Within the data that follows, how many lines carry the string "styles"? Give the number alone.

# Start of DATA PROVIDED

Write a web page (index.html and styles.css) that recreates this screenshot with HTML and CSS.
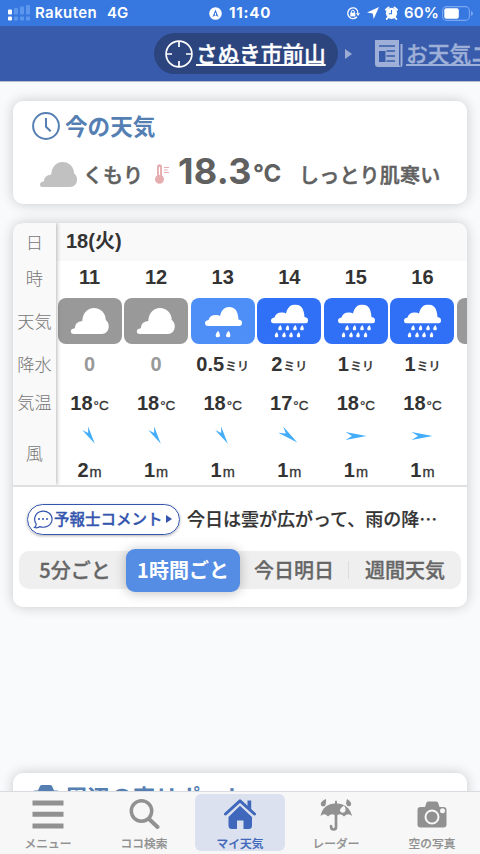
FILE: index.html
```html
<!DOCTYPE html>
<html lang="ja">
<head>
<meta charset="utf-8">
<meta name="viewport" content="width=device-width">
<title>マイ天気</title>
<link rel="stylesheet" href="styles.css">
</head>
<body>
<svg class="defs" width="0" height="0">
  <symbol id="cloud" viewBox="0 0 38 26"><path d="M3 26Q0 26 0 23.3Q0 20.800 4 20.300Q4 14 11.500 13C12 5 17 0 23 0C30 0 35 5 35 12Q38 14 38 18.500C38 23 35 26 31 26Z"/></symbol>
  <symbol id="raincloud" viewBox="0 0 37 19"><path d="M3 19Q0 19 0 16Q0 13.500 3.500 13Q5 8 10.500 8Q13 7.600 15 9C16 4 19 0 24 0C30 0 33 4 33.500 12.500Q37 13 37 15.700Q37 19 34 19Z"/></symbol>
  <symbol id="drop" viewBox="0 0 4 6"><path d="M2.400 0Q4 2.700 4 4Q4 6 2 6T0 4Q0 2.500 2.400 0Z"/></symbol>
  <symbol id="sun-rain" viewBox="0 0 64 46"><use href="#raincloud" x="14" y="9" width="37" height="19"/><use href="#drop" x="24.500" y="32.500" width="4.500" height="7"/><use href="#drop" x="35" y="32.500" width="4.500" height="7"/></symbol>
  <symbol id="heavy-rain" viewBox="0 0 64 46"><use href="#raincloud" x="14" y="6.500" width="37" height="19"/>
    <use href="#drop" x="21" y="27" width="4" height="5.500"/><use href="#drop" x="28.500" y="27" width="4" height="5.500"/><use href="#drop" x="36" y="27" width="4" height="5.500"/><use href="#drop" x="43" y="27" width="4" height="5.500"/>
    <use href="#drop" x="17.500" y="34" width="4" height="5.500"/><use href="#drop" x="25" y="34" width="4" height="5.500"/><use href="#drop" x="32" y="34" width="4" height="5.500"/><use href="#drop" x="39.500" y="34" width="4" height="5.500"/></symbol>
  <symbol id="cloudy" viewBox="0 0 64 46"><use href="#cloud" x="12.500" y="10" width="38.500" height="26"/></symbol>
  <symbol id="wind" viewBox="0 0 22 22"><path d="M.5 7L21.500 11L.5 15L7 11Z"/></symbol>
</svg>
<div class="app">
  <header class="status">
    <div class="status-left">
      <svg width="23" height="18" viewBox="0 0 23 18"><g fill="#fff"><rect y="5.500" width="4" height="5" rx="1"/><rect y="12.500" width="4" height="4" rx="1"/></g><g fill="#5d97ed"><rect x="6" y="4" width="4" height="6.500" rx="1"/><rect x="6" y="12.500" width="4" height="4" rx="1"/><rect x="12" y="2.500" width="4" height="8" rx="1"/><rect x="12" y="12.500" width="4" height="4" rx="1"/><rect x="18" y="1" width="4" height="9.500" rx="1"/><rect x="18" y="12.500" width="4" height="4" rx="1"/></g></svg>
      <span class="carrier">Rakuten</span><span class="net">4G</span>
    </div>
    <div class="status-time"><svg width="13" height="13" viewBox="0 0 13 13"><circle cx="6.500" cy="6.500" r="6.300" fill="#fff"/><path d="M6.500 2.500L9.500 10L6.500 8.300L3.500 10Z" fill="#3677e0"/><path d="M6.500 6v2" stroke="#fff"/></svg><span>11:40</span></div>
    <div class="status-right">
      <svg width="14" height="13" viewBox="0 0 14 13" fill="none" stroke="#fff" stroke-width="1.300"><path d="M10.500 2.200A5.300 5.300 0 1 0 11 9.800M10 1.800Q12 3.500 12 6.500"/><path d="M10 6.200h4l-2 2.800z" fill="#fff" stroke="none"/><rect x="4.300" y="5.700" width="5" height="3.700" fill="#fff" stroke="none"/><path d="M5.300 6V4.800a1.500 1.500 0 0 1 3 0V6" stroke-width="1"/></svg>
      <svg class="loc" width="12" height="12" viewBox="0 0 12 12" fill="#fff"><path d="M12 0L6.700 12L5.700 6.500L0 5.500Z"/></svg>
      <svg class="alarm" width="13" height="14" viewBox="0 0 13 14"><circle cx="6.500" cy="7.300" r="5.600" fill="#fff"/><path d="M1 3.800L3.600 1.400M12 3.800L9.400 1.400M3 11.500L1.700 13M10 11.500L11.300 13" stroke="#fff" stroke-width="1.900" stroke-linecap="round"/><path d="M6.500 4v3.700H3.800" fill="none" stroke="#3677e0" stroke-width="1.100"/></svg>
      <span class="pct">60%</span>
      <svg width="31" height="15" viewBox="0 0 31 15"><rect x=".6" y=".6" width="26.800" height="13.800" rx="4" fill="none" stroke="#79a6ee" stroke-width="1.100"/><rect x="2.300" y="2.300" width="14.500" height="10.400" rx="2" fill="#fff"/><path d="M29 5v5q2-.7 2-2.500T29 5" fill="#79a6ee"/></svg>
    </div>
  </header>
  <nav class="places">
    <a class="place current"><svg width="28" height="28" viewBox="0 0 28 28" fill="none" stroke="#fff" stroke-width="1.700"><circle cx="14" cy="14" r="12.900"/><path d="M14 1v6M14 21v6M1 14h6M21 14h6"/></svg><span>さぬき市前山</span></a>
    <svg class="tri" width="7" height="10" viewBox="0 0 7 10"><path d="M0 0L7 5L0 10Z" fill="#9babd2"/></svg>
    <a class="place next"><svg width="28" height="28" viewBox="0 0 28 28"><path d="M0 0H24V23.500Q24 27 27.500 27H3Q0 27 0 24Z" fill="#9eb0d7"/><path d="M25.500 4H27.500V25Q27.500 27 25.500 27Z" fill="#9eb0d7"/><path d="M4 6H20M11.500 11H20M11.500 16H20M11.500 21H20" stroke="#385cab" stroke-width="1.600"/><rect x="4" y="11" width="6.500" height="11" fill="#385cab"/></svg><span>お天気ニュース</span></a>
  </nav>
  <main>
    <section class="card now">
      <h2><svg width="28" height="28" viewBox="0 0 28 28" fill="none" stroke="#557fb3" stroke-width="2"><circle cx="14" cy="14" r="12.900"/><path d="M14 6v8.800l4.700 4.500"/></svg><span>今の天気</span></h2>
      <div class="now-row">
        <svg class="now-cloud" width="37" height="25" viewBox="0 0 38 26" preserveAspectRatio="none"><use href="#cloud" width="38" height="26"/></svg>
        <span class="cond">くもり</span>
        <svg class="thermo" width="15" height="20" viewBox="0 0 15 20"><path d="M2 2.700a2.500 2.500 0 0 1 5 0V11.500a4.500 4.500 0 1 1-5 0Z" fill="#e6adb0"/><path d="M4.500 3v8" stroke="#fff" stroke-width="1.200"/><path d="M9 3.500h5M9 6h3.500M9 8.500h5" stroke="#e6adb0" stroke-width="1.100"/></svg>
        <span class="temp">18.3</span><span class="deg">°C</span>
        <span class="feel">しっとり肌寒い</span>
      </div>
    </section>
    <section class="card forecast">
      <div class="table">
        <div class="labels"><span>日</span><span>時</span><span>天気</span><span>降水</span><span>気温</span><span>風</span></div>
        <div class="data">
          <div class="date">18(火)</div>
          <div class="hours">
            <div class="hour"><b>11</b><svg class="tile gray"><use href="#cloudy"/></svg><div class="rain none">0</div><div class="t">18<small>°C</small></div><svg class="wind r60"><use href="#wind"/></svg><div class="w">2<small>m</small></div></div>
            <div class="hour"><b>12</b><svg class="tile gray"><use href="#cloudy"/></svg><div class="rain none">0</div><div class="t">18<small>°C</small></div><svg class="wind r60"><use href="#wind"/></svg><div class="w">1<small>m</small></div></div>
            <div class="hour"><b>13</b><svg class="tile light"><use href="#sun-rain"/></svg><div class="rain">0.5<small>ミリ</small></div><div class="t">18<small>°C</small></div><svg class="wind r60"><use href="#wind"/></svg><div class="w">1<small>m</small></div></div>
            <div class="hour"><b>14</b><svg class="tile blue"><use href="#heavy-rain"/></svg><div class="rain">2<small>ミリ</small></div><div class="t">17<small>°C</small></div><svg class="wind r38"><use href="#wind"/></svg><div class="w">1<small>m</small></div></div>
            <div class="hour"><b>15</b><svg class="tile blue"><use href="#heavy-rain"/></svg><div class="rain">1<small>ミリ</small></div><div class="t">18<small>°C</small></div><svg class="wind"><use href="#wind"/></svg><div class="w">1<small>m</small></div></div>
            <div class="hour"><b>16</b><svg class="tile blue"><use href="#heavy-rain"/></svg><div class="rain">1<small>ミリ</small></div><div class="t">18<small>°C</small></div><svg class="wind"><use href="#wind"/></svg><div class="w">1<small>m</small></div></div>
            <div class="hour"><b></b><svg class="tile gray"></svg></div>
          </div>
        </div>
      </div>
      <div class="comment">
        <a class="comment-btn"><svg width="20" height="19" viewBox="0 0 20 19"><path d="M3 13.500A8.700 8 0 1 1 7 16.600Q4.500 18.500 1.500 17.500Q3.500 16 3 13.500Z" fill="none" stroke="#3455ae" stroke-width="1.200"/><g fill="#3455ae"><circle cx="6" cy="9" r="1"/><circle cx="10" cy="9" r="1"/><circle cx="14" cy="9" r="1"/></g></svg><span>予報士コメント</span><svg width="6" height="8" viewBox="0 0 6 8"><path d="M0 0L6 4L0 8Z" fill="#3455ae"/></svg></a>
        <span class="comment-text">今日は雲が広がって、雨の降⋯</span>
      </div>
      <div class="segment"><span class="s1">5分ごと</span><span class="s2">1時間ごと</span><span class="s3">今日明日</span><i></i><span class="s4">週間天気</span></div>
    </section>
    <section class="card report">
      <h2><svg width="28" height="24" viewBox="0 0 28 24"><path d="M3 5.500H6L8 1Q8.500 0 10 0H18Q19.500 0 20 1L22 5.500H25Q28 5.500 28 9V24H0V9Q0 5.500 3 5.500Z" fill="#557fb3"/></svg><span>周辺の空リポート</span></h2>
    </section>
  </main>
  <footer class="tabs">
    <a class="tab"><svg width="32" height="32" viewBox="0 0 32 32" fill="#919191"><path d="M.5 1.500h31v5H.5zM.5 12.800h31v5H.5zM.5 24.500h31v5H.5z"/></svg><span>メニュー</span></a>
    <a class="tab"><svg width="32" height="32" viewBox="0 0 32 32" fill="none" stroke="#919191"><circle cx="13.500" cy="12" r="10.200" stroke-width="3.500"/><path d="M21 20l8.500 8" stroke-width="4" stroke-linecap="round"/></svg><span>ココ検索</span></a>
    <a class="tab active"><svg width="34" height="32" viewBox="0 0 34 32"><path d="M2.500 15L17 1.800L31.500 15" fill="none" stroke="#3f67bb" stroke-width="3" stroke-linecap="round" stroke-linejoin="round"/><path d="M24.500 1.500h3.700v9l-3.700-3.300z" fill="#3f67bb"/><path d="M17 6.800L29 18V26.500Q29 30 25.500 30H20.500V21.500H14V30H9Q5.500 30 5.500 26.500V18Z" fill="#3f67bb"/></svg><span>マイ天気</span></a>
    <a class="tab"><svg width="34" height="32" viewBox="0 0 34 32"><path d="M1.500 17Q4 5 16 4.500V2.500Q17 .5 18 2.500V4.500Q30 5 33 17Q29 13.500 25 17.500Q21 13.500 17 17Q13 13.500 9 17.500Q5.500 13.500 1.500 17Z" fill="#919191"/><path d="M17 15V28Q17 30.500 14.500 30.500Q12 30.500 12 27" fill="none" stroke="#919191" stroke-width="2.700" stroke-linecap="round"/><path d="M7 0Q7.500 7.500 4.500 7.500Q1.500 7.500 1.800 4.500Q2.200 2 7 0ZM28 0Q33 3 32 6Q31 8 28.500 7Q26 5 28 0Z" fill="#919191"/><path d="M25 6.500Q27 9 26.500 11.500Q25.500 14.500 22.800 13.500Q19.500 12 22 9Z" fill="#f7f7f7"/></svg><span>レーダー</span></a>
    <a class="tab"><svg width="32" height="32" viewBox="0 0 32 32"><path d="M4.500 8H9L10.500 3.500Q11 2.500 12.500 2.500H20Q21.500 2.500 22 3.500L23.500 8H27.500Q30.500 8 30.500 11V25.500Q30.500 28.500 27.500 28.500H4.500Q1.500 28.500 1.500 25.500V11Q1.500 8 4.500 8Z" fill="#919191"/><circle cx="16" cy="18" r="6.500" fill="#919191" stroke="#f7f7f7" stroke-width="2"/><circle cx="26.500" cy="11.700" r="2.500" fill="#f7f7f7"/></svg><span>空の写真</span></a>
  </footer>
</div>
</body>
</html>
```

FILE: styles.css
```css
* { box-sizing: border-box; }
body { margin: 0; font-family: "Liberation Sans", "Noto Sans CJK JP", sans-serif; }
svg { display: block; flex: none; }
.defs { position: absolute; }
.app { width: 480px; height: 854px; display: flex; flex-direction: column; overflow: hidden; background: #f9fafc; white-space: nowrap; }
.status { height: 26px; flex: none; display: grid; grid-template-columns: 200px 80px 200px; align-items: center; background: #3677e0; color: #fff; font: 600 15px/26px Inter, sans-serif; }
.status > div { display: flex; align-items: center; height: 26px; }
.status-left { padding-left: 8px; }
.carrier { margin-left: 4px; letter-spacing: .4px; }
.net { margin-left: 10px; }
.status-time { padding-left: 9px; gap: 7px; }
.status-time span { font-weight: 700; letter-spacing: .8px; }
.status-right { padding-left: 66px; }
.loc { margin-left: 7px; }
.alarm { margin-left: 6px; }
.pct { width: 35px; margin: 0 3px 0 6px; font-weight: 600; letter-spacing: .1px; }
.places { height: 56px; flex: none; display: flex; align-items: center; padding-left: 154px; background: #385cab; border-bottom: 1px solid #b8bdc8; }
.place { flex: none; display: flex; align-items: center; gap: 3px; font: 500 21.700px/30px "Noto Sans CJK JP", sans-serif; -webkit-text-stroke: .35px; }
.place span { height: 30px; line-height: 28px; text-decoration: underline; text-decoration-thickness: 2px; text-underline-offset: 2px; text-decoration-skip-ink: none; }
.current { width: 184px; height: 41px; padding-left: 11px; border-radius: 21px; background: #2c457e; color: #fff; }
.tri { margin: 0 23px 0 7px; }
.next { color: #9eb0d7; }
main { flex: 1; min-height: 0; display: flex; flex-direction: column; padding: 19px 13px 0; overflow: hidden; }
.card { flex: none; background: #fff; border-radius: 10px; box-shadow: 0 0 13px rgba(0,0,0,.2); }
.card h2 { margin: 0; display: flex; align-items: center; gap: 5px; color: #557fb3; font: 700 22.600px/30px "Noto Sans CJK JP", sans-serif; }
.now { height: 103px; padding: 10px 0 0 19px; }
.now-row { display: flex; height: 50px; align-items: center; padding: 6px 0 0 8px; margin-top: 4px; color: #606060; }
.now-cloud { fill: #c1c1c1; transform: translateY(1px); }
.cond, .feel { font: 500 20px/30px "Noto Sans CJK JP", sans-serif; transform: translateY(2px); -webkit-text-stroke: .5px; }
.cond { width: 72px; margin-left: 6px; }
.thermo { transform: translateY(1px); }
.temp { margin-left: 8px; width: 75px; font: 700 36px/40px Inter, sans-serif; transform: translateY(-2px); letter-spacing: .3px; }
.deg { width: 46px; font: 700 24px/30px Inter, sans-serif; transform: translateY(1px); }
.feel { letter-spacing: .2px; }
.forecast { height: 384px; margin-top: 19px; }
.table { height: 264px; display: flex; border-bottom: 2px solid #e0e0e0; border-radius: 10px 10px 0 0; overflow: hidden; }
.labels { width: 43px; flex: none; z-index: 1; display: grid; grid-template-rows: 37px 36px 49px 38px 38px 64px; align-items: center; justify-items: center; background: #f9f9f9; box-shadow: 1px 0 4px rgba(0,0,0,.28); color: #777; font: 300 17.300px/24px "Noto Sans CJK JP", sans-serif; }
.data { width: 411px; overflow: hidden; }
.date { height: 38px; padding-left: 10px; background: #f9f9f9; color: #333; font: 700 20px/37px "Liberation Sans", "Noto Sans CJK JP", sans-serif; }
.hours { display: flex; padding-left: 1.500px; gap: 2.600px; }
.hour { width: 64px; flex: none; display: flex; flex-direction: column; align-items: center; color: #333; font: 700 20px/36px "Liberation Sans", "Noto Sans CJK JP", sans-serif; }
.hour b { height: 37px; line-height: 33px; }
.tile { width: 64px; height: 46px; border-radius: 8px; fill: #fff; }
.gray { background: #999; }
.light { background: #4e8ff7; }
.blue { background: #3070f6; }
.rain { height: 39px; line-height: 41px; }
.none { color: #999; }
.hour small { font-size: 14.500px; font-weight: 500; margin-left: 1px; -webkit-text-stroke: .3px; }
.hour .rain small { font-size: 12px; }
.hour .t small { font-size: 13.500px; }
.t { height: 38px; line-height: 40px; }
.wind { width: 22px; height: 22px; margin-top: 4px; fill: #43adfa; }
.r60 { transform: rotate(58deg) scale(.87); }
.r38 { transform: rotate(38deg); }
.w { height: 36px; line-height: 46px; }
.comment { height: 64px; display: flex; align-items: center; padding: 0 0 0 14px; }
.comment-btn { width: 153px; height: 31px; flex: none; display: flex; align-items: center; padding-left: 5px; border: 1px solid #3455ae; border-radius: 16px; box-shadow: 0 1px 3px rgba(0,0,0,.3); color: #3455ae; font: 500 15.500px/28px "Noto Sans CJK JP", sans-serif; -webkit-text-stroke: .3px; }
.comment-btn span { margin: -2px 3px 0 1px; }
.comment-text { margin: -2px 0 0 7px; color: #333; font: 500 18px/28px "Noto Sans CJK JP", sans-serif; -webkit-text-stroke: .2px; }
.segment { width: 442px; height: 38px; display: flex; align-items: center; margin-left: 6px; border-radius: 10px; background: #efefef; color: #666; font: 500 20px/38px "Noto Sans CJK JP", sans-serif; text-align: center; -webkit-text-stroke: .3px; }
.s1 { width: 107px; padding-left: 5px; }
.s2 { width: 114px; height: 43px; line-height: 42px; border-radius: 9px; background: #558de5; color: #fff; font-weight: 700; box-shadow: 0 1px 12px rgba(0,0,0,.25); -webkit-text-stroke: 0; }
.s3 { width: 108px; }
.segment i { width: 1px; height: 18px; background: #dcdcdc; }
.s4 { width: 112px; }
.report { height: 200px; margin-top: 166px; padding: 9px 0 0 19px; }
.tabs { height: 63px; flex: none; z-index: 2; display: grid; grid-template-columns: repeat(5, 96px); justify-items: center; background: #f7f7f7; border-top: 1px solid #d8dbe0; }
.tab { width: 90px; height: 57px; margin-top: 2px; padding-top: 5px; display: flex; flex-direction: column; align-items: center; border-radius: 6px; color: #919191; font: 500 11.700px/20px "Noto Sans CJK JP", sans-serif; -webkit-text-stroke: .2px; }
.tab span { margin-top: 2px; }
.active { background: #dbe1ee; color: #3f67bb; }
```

# End of DATA PROVIDED

_CORRECT ANSWER:_ 3